The major increases in relative water demand documented here reveal that much of the world will face substantial challenges to water infrastructure and associated water services. Potentially large economic costs are likely to be associated with the implementation of response strategies (e.g., expansion of facilities, new water-pricing policies, innovative technology, and mismanagement) or the consequences of inaction (e.g., deterioration of water quality and reduction in irrigated crop yields) (24, 25). Where sustainable water supplies are at a premium, the challenges also include curtailment of economic activities, abandonment of existing water facilities, mass migration, and conflict in international river basins (25–27).

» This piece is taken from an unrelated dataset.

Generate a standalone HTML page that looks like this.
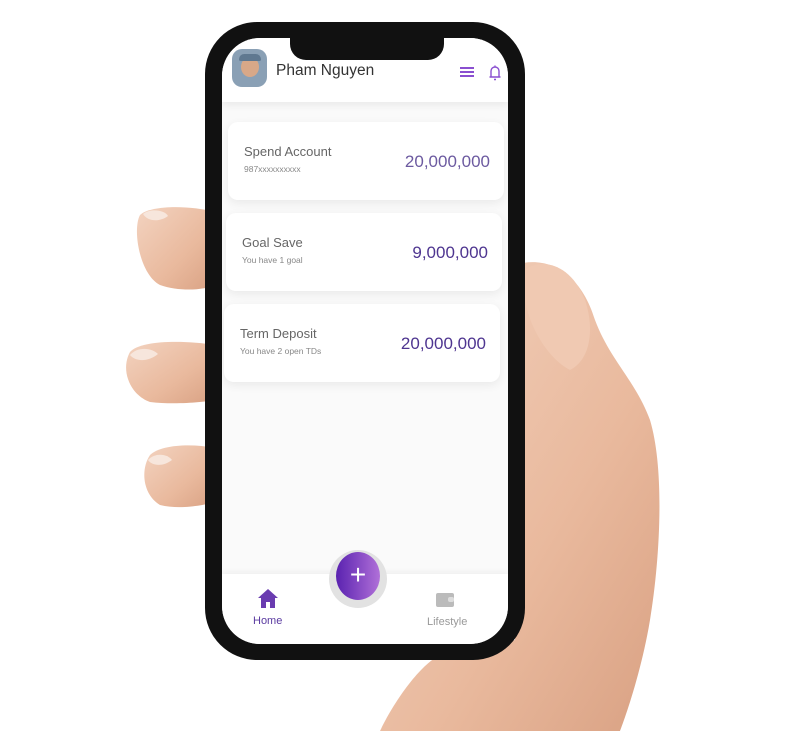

Many parts of the developing world will experience large increases in relative water demand. In water-rich areas such as the wet tropics, the challenge will not be in providing adequate quantities of water, but in providing clean supplies that minimize public health problems (28). Arid and semiarid regions face the additional challenge of absolute water scarcity. Projected increases in scarcity will be focused on rapidly expanding cities. Much of the world's population growth over the next few decades will occur in urban areas, which are projected to double in size to near 5 billion between 1995 and 2025 (29) and face major challenges in coping with increased water pollution and incidence of waterborne disease (5,10, 19, 25, 29).

We conclude that impending global-scale changes in population and economic development over the next 25 years will dictate the future relation between water supply and demand to a much greater degree than will changes in mean climate. To secure a more complete picture of future water vulnerabilities, it will be necessary to consider interactions among climate change and variability, land surface and groundwater hydrology, water engineering, and human systems, including societal adaptations to water scarcity [see (30, 31)]. Pursuit of this question will be limited by outdated and nonexistent socioeconomic data and information from a progressively deteriorating global network of hydrometric monitoring stations (32) unless a vigorous commitment is made by the water sciences community to collect, standardize, and widely disseminate such information. In light of our findings, an integrated approach bringing together the climate change, water resources, and socioeconomic communities appears essential to future progress.